This step consists of decoding the SystemV ABI block on the stack into an appropriate data structure. The details about this have already been discussed in 02 Process initialization.

typedef struct {
    uint64_t argc;              // Number of commandline arguments.
    const char** argv;          // List of pointer to command line arguments.
    uint64_t envc;              // Number of environment variables.
    const char** envv;          // List of pointers to environment variables.
    uint64_t auxv[AT_MAX_CNT];  // Auxiliary vector entries.
} SystemVDescriptor;

void dl_entry(const uint64_t* prctx) {
    // Parse SystemV ABI block.
    const SystemVDescriptor sysv_desc = get_systemv_descriptor(prctx);
    ...

With the SystemV ABI descriptor, the next step is to extract the information of the user program that are of interest to the dynamic linker. That information is captured in a dynamic shared object (dso) structure as defined below.

typedef struct {
    uint8_t* base;                 // Base address.
    void (*entry)();               // Entry function.
    uint64_t dynamic[DT_MAX_CNT];  // `.dynamic` section entries.
    uint64_t needed[MAX_NEEDED];   // Shared object dependencies (`DT_NEEDED` entries).
    uint32_t needed_len;           // Number of `DT_NEEDED` entries (SO dependencies).
} Dso;

Filling in the dso structure is achieved by following the ELF structures as shown above. First, the address of the program headers can be found in the AT_PHDR entry in the auxiliary vector. From there the .dynamic section can be located by using the program header PT_DYNAMIC->vaddr entry.

However before using the vaddr field, first the base address of the dso needs to be computed. This is important because addresses in the program header and the dynamic section are relative to the base address.

The base address can be computed by using the PT_PHDR program header which describes the program headers itself. The absolute base address is then computed by subtracting the relative PT_PHDR->vaddr from the absolute address in the AT_PDHR entry from the auxiliary vector. Looking at the figure below this becomes more clear.

                VMA
                |         |
base address -> |         |  -
                |         |  | <---------------------+
     AT_PHDR -> +---------+  -                       |
                |         |                          |
                | PT_PHDR | -----> Elf64Phdr { .., vaddr, .. }
                |         |
                +---------+
                |         |

For non-pie executables the base address is typically 0x0, while for pie executables it is typically not 0x0.

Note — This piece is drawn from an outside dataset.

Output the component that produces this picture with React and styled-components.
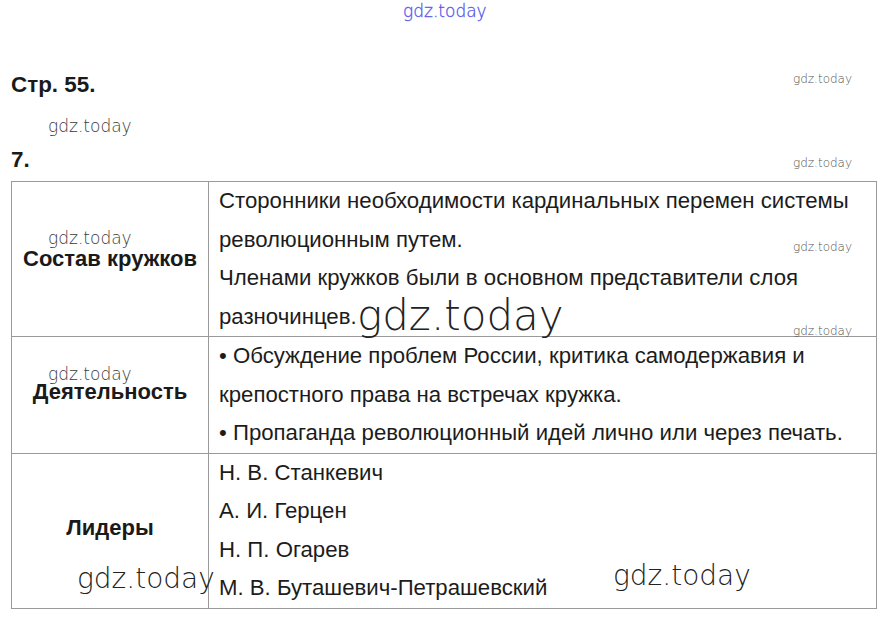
import styled, { createGlobalStyle } from "styled-components";

const Global = createGlobalStyle`
  html, body {
    margin: 0;
    padding: 0;
    background: #ffffff;
  }
  body {
    font-family: "Liberation Sans", Arial, sans-serif;
    color: #1a1a1a;
  }
`;

/* ===== Page ===== */
const Page = styled.div`
  position: relative;
  width: 887px;
  height: 626px;
  padding: 73px 11px 0 11px;
  box-sizing: border-box;
  overflow: hidden;
`;

const Heading = styled.div`
  font-size: 22.4px;
  font-weight: 700;
  line-height: 24px;
  margin-bottom: ${({ gap }) => gap}px;
`;

/* ===== Table ===== */
const Table = styled.table`
  width: 866px;
  border-collapse: collapse;
  table-layout: fixed;
`;

const LabelCell = styled.td`
  width: 196px;
  border: 1px solid #9a9a9a;
  text-align: center;
  vertical-align: middle;
  font-weight: 700;
  font-size: 22px;
  padding: 0 0 ${({ lift }) => lift || 0}px 0;
`;

const TextCell = styled.td`
  border: 1px solid #9a9a9a;
  padding: 0 0 0 10px;
  vertical-align: top;
  font-size: 22.2px;
  line-height: 38.5px;
  white-space: nowrap;
  color: #1c1c1c;
`;

const Line = styled.div``;

/* ===== Watermarks ===== */
const Mark = styled.span`
  position: absolute;
  left: ${({ x }) => x}px;
  top: ${({ y }) => y}px;
  font-family: "DejaVu Sans", sans-serif;
  font-weight: 200;
  font-size: ${({ size }) => size}px;
  line-height: 1;
  color: ${({ tone }) => tone || "#3a3a3a"};
  white-space: nowrap;
  pointer-events: none;
`;

const Logo = styled(Mark)`
  color: #4545e0;
  -webkit-text-stroke: 0.3px #6a6af0;
`;

export default function App() {
  return (
    <Page>
      <Global />
      <Logo x={403} y={3} size={17}>gdz.today</Logo>

      <Heading gap={51}>Стр. 55.</Heading>
      <Heading gap={9}>7.</Heading>

      <Table>
        <tbody>
          <tr>
            <LabelCell>Состав кружков</LabelCell>
            <TextCell>
              <Line>Сторонники необходимости кардинальных перемен системы</Line>
              <Line>революционным путем.</Line>
              <Line>Членами кружков были в основном представители слоя</Line>
              <Line>разночинцев.</Line>
            </TextCell>
          </tr>
          <tr>
            <LabelCell lift={6}>Деятельность</LabelCell>
            <TextCell>
              <Line>• Обсуждение проблем России, критика самодержавия и</Line>
              <Line>крепостного права на встречах кружка.</Line>
              <Line>• Пропаганда революционный идей лично или через печать.</Line>
            </TextCell>
          </tr>
          <tr>
            <LabelCell lift={6}>Лидеры</LabelCell>
            <TextCell>
              <Line>Н. В. Станкевич</Line>
              <Line>А. И. Герцен</Line>
              <Line>Н. П. Огарев</Line>
              <Line>М. В. Буташевич-Петрашевский</Line>
            </TextCell>
          </tr>
        </tbody>
      </Table>

      <Mark x={793} y={73} size={12} tone="#555">gdz.today</Mark>
      <Mark x={793} y={157} size={12} tone="#555">gdz.today</Mark>
      <Mark x={793} y={241} size={12} tone="#555">gdz.today</Mark>
      <Mark x={793} y={325} size={12} tone="#555">gdz.today</Mark>
      <Mark x={48} y={118} size={17}>gdz.today</Mark>
      <Mark x={48} y={230} size={17}>gdz.today</Mark>
      <Mark x={48} y={366} size={17}>gdz.today</Mark>
      <Mark x={357} y={295} size={42} tone="#222">gdz.today</Mark>
      <Mark x={77} y={565} size={28} tone="#222">gdz.today</Mark>
      <Mark x={613} y={562} size={28} tone="#222">gdz.today</Mark>
    </Page>
  );
}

Looking at the concrete implementation in the dynamic linker, computing the base address is done while iterating over the program headers. The result is stored in the dso object representing the user program.

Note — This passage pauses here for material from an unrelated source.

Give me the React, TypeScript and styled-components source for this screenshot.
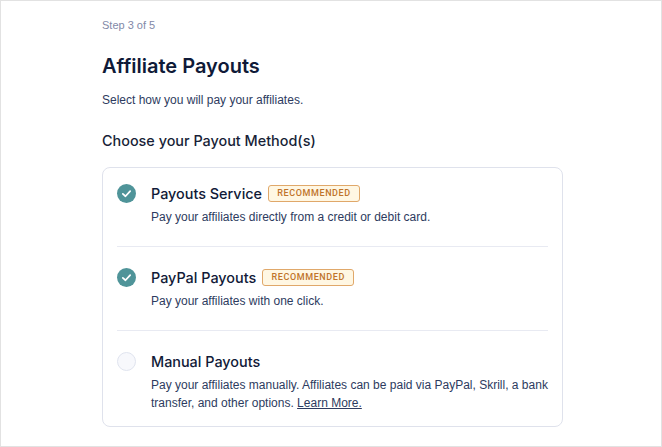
import React from 'react'
import styled, { createGlobalStyle } from 'styled-components'

const GlobalStyle = createGlobalStyle`
  html, body {
    margin: 0;
    padding: 0;
    background: #fff;
  }
  * {
    box-sizing: border-box;
  }
`

const Page = styled.div`
  width: 662px;
  height: 447px;
  overflow: hidden;
  padding: 18px 98px 0 101px;
  border: 1px solid #e2e2e2;
  font-family: "Liberation Sans", Arial, sans-serif;
  color: #0f1a38;
`

const StepLabel = styled.div`
  font-size: 11px;
  line-height: 13px;
  color: #8289a8;
`

const Title = styled.h1`
  margin: 21px 0 0;
  font-family: Inter, "Liberation Sans", sans-serif;
  font-size: 20px;
  line-height: 26px;
  font-weight: 600;
`

const Intro = styled.p`
  margin: 13px 0 0;
  font-size: 12px;
  line-height: 16px;
  color: #2d3b60;
`

const SectionTitle = styled.h2`
  margin: 23px 0 0;
  font-family: Inter, "Liberation Sans", sans-serif;
  font-size: 14.4px;
  line-height: 20px;
  font-weight: 500;
  color: #181f38;
`

const Card = styled.div`
  margin-top: 16px;
  height: 260px;
  padding: 0 14px;
  border: 1px solid #dfe2ec;
  border-radius: 8px;
`

const Option = styled.div<{ $height: number }>`
  display: flex;
  gap: 15px;
  height: ${({ $height }) => $height}px;
  padding-top: 15px;
  & + & {
    padding-top: 20px;
    border-top: 1px solid #e8eaf2;
  }
`

const Check = styled.span<{ $on?: boolean }>`
  flex: none;
  display: flex;
  align-items: center;
  justify-content: center;
  width: 19px;
  height: 19px;
  margin-top: 1px;
  border-radius: 50%;
  background: ${({ $on }) => ($on ? '#4f9499' : '#f7f8fc')};
  border: ${({ $on }) => ($on ? 'none' : '1px solid #e0e4ef')};
`

const Body = styled.div`
  flex: 1;
`

const OptionHead = styled.div`
  display: flex;
  align-items: center;
  gap: 6px;
  height: 20px;
`

const OptionName = styled.span`
  font-family: Inter, "Liberation Sans", sans-serif;
  font-size: 14.4px;
  font-weight: 500;
  color: #111a38;
`

const Badge = styled.span`
  display: inline-flex;
  align-items: center;
  justify-content: center;
  width: 92px;
  height: 17px;
  background: #fff7e3;
  border: 1px solid #e0a86a;
  border-radius: 3px;
  font-family: Roboto, sans-serif;
  font-size: 9px;
  font-weight: 500;
  letter-spacing: 0.6px;
  color: #c0742a;
`

const Description = styled.p`
  margin: 5px 0 0;
  font-size: 12px;
  line-height: 18px;
  color: #2d3b60;
`

const LearnMore = styled.a`
  color: #2d3b60;
  text-decoration: underline;
`

const Tick = () => (
  <svg width="11" height="11" viewBox="0 0 12 12" fill="none">
    <path d="M2 6.4 4.9 9 10 3.4" stroke="#fff" strokeWidth="1.9" strokeLinecap="round" strokeLinejoin="round" />
  </svg>
)

const App = () => (
  <Page>
    <GlobalStyle />
    <StepLabel>Step 3 of 5</StepLabel>
    <Title>Affiliate Payouts</Title>
    <Intro>Select how you will pay your affiliates.</Intro>
    <SectionTitle>Choose your Payout Method(s)</SectionTitle>
    <Card>
      <Option $height={78}>
        <Check $on><Tick /></Check>
        <Body>
          <OptionHead>
            <OptionName>Payouts Service</OptionName>
            <Badge>RECOMMENDED</Badge>
          </OptionHead>
          <Description>Pay your affiliates directly from a credit or debit card.</Description>
        </Body>
      </Option>
      <Option $height={84}>
        <Check $on><Tick /></Check>
        <Body>
          <OptionHead>
            <OptionName>PayPal Payouts</OptionName>
            <Badge>RECOMMENDED</Badge>
          </OptionHead>
          <Description>Pay your affiliates with one click.</Description>
        </Body>
      </Option>
      <Option $height={96}>
        <Check />
        <Body>
          <OptionHead>
            <OptionName>Manual Payouts</OptionName>
          </OptionHead>
          <Description>
            Pay your affiliates manually. Affiliates can be paid via PayPal, Skrill, a bank transfer, and other options.{' '}
            <LearnMore href="#">Learn More.</LearnMore>
          </Description>
        </Body>
      </Option>
    </Card>
  </Page>
)

export default App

static Dso get_prog_dso(const SystemVDescriptor* sysv) {
    ...
    const Elf64Phdr* phdr = (const Elf64Phdr*)sysv->auxv[AT_PHDR];
    for (unsigned phdrnum = sysv->auxv[AT_PHNUM]; --phdrnum; ++phdr) {
        if (phdr->type == PT_PHDR) {
            prog.base = (uint8_t*)(sysv->auxv[AT_PHDR] - phdr->vaddr);
        } else if (phdr->type == PT_DYNAMIC) {
            dynoff = phdr->vaddr;
        }
    }

Continuing, the next step is to decode the .dynamic section. Entries in the .dynamic section are comprised of 2 x 64bit words and are interpreted as follows:

typedef struct {
    uint64_t tag;
    union {
        uint64_t val;
        void* ptr;
    };
} Elf64Dyn;

Available tags are defined in elf.h.

The .dynamic section is located by using the offset from the PT_DYNAMIC->vaddr entry and adding it to the absolute base address of the dso. When iterating over the program headers above, this offset was already stored in dynoff and passed to the decode_dynamic function.

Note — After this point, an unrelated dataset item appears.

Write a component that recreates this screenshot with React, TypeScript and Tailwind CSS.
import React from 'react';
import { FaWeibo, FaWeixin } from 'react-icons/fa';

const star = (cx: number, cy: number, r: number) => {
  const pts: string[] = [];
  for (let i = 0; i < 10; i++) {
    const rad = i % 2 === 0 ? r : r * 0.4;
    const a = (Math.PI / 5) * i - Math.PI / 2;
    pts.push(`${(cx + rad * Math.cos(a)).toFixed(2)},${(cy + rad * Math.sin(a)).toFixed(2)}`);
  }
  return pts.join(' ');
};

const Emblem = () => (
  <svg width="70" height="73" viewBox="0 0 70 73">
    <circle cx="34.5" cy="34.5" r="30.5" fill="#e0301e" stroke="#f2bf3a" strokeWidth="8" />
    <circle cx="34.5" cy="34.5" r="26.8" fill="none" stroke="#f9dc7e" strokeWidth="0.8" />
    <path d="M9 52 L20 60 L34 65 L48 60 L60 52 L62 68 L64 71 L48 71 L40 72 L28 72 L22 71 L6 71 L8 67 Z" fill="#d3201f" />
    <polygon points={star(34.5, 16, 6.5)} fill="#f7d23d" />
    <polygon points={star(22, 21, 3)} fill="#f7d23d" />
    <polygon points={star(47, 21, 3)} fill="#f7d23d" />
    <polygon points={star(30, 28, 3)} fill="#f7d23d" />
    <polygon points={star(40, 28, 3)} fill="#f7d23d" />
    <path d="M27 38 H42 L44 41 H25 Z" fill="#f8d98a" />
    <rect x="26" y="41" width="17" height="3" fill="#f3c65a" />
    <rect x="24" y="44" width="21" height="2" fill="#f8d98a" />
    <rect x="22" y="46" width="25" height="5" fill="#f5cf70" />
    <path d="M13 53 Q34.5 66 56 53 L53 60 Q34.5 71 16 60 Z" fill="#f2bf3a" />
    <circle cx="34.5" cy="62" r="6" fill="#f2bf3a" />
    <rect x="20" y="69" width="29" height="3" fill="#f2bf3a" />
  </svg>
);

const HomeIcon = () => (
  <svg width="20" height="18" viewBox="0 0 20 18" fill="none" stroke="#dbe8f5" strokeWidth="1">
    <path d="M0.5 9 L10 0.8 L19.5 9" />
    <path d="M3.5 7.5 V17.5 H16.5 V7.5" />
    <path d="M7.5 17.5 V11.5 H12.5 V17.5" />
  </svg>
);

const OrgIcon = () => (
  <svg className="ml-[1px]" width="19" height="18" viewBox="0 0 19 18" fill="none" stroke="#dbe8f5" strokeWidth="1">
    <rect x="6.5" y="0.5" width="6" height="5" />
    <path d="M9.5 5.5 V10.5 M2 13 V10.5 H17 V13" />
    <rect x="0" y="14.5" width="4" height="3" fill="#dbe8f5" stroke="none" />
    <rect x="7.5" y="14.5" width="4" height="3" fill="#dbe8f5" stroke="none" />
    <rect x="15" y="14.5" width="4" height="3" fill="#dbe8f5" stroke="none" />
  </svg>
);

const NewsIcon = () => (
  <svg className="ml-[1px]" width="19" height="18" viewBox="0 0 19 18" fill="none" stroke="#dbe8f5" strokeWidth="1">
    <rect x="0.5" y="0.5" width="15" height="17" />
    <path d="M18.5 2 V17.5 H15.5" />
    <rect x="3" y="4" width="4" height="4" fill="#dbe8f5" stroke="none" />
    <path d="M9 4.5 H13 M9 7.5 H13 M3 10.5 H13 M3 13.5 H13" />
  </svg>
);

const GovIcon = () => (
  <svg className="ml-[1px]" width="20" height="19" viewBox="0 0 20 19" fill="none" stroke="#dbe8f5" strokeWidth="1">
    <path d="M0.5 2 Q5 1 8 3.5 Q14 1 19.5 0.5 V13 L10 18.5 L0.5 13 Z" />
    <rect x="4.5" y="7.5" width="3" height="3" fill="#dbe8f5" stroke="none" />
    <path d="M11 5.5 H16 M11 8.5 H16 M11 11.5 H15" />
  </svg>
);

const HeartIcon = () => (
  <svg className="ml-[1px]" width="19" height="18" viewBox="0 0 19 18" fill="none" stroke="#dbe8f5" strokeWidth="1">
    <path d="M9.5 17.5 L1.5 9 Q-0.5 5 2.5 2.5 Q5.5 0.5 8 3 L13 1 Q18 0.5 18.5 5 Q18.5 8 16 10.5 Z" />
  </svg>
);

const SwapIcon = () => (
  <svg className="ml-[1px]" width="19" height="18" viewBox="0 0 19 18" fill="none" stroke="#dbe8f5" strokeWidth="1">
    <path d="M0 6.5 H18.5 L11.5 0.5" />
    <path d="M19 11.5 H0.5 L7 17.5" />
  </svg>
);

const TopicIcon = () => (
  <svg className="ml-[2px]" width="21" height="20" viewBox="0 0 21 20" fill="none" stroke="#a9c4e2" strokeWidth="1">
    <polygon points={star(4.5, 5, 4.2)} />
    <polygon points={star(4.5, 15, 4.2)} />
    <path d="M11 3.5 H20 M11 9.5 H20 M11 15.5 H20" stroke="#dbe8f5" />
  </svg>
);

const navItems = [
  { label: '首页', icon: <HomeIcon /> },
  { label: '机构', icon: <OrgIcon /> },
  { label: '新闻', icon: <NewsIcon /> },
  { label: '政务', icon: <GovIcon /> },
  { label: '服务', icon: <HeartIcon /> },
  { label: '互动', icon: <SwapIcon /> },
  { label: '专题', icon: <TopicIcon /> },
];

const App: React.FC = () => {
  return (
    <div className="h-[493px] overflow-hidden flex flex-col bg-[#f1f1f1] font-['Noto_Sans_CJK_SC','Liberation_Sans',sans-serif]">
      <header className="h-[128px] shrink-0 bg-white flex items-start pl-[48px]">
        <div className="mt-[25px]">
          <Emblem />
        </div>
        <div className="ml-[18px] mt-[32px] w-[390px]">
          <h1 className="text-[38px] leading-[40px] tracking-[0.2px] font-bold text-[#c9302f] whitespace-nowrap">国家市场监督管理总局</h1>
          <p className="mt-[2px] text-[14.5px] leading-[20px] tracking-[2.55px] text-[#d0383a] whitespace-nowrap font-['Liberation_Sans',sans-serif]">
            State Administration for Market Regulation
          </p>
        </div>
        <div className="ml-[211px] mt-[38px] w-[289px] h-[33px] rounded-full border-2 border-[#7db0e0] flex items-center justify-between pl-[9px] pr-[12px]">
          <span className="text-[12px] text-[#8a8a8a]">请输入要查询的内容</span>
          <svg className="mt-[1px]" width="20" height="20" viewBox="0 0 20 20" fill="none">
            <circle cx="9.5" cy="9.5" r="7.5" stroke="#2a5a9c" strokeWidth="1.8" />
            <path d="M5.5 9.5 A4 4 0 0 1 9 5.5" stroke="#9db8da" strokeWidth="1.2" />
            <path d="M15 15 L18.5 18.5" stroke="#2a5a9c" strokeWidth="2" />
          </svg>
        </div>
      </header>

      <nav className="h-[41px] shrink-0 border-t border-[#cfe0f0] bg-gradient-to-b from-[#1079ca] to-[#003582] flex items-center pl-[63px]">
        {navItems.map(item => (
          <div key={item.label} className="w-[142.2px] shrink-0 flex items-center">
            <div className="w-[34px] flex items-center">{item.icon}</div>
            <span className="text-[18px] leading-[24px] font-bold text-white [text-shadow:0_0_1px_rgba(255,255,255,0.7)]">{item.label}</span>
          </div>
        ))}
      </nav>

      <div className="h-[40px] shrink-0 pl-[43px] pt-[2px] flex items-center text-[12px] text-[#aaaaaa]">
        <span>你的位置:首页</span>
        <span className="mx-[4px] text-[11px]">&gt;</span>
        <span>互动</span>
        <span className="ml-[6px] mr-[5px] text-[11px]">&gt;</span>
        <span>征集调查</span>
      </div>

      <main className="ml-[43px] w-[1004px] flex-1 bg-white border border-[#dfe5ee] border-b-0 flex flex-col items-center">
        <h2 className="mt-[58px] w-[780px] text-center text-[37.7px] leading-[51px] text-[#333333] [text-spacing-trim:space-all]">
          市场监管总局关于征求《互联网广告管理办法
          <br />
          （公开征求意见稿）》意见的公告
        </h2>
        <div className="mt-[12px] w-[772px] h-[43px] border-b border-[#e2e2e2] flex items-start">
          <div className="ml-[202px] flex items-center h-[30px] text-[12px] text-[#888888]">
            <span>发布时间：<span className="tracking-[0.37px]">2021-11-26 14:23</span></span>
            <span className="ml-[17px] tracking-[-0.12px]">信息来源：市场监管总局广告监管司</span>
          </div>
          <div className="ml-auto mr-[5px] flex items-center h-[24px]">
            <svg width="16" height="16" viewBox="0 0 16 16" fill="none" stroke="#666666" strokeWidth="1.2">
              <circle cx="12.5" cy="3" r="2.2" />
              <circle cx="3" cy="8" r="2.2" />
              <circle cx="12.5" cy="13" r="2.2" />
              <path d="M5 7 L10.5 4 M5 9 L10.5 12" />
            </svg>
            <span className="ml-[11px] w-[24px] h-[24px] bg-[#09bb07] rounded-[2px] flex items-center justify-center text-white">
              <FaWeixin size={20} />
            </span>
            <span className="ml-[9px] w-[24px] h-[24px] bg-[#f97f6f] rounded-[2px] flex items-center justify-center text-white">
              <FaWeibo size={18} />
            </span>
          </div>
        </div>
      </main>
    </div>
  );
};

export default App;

static void decode_dynamic(Dso* dso, uint64_t dynoff) {
    for (const Elf64Dyn* dyn = (const Elf64Dyn*)(dso->base + dynoff); dyn->tag != DT_NULL; ++dyn) {
        if (dyn->tag == DT_NEEDED) {
            dso->needed[dso->needed_len++] = dyn->val;
        } else if (dyn->tag < DT_MAX_CNT) {
            dso->dynamic[dyn->tag] = dyn->val;
        }
    }
    ...

The value of DT_NEEDED entries contain indexes into the string table (DR_STRTAB) to get the name of the share library dependency.

The last step to extract the information of the user program is to store the address of the entry function where the dynamic linker will pass control to once the execution environment is set up. The address of the entry function can be retrieved from the AT_ENTRY entry in the auxiliary vector.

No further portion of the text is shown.